Universal Gate (NOR or NAND) Operator using Only Addition and Subtraction (8 bit)

Question

I'm constructing an implementation of Ben Eater's 8 bit computer and the claim at the end is that it will be made turing complete by adding a conditional jump instruction. If this is true, then it should be possible to execute logical operators such as AND, OR, NOT... etc. using the ALU which does only addition and subtraction.

How would one implement NAND or NOR (universal gate operators) using only addition or subtraction? Is it even possible to do this given that the machine has 16 bytes of RAM and 2 bytes of registers?

Answer 1

I think the 16 byte RAM is the limiting factor, but in general it's possible to implement any logical function using an ALU with just an adder. The trick is to get away from thinking about things at the bit level and towards thinking of using the full instruction set (however limited it might be) to write a subroutine or mini-program to do the thing we want.

For instance, we could create a 2 bit NOR operation using a 16-element look-up table with the following pseudo-assembly. Assume A and B are 2-bits numbers, A₁A₀ and B₁B₀, and there exists in memory a 16-element array called nor_array defined as { 0b11, 0b10, 0b01, 0b00, 0b10, ... }.

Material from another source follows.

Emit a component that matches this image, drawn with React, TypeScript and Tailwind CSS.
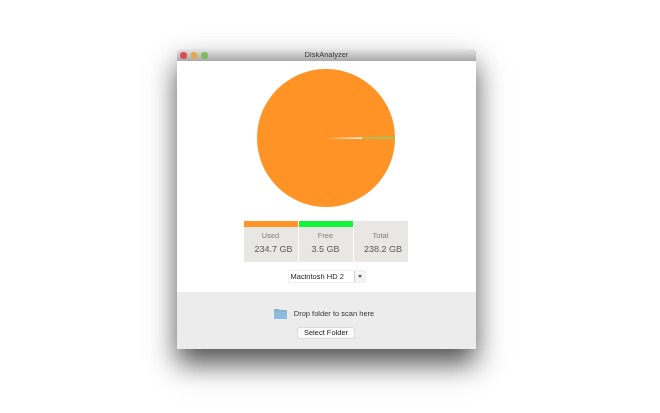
const stats = [
  { label: 'Used', value: '234.7 GB', bar: 'bg-[#ff9326]', shift: 'ml-[6px]' },
  { label: 'Free', value: '3.5 GB', bar: 'bg-[#12f53a]', shift: 'ml-0' },
  { label: 'Total', value: '238.2 GB', bar: 'bg-[#e8e7e3]', shift: 'ml-[5px]' },
]

function PieChart() {
  return (
    <svg width="138" height="138" viewBox="0 0 138 138" className="block">
      <circle cx="69" cy="69" r="69" fill="#ff9326" />
      {/* free space slice is only a sliver */}
      <path d="M69 69.2 L138 68 L138 69.6 Z" fill="#6fe07c" />
      <path d="M69 69 L105 68.6 L105 70 Z" fill="#fff8ee" />
    </svg>
  )
}

function FolderIcon() {
  return (
    <svg width="13" height="10" viewBox="0 0 13 10" className="block">
      <path d="M0 1 Q0 0 1 0 H4.5 L5.5 1 H12 Q13 1 13 2 V9 Q13 10 12 10 H1 Q0 10 0 9 Z" fill="#86aecb" />
      <rect x="0" y="2.5" width="13" height="7.5" rx="0.5" fill="#8cbbdb" />
    </svg>
  )
}

export default function App() {
  return (
    <div className="w-[660px] h-[413px] bg-white overflow-hidden pt-[49px] pl-[177px] font-['Liberation_Sans',sans-serif]">
      <div className="w-[299px] h-[300px] flex flex-col blur-[0.35px] shadow-[0_15px_26px_rgba(0,0,0,0.68)]">
        {/* Title bar */}
        <div className="h-[12px] relative flex items-center justify-center bg-gradient-to-b from-[#e6e6e6] to-[#a9a9a9] rounded-t-[3px]">
          <div className="absolute left-[3px] top-[3px] flex gap-[4px]">
            <div className="w-[6.5px] h-[6.5px] rounded-full bg-[#dd4a55]" />
            <div className="w-[6.5px] h-[6.5px] rounded-full bg-[#e0a94a]" />
            <div className="w-[6.5px] h-[6.5px] rounded-full bg-[#7cbb5c]" />
          </div>
          <span className="text-[7.5px] leading-none text-[#3a3a3a]">DiskAnalyzer</span>
        </div>

        {/* Main area */}
        <div className="h-[231px] bg-white flex flex-col items-center pt-[8px]">
          <div className="mr-[2px]">
            <PieChart />
          </div>

          <div className="flex gap-px mt-[14px] mr-[2px]">
            {stats.map((stat) => (
              <div key={stat.label} className="w-[54px] h-[41px] bg-[#e8e7e3] flex flex-col items-center">
                <div className={`w-full h-[6px] ${stat.bar}`} />
                <span className="text-[7.5px] leading-none mt-[5px] text-[#7d7d7a]">{stat.label}</span>
                <span className={`text-[9px] leading-none mt-[5px] text-[#5a5a58] ${stat.shift}`}>{stat.value}</span>
              </div>
            ))}
          </div>

          <div className="flex mt-[9px] h-[11px] w-[76px] shadow-[0_0_1px_rgba(0,0,0,0.4)]">
            <div className="w-[66px] flex items-center pl-[2px] bg-white border-r border-[#cfcfcf] text-[7.5px] leading-none text-[#222]">
              Macintosh HD 2
            </div>
            <div className="flex-1 flex items-center justify-center bg-[#f4f4f4]">
              <div className="w-0 h-0 border-x-[2px] border-x-transparent border-t-[3px] border-t-[#555]" />
            </div>
          </div>
        </div>

        {/* Drop zone */}
        <div className="h-[57px] bg-[#ececec] flex flex-col items-center">
          <div className="flex items-center mt-[17px] mr-[5px] gap-[7px]">
            <FolderIcon />
            <span className="text-[7.5px] leading-none text-[#333]">Drop folder to scan here</span>
          </div>
          <button className="mt-[9px] mr-[1px] w-[56px] h-[10px] bg-[#fafafa] rounded-[1px] shadow-[0_0_1px_rgba(0,0,0,0.7)] text-[7.5px] leading-none text-[#222]">
            Select Folder
          </button>
        </div>
      </div>
    </div>
  )
}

add a, a, a           // A = A + A, this is basically A = 2*A which effects a left shift
add a, a, a           // Same, only now A is equal to the original A * 4
add a, a, b           // A = A + B. A now has the original value of A in position [3,2]
                      // and the original value of B in position [1,0]
load a, nor_array[a]  // Load A with the value in memory at the nor_array base addr + A

Notice how the elements of nor_array are set equal to the 0th and 2nd bits of the array index nor'd together and the 1st and 3rd bits nor'd together.

nor_array[0000] = 0b11 // 0 NOR 0 = 1 ; 0 NOR 0 = 1
nor_array[0001] = 0b10 // 0 NOR 0 = 1 ; 0 NOR 1 = 0
nor_array[0010] = 0b01 // 0 NOR 1 = 0 ; 0 NOR 0 = 1
nor_array[0011] = 0b00 // 0 NOR 1 = 0 ; 0 NOR 1 = 0
nor_array[0100] = 0b10 // 0 NOR 0 = 1 ; 1 NOR 0 = 0
...

So A and B, together, define 16 total unique input combinations and we can effect a NOR operation by merely looking up in memory a value which we've pre-computed to be the result of a NOR operation between A and B. We can effect any logical operation on 2-bit numbers in this way and I believe that it's possible to extend those little subroutine to also be able to implement logical operations on arbitrarily long values of A and B by just shifting the operands in such a way as to build up the final result 2-bits at a time.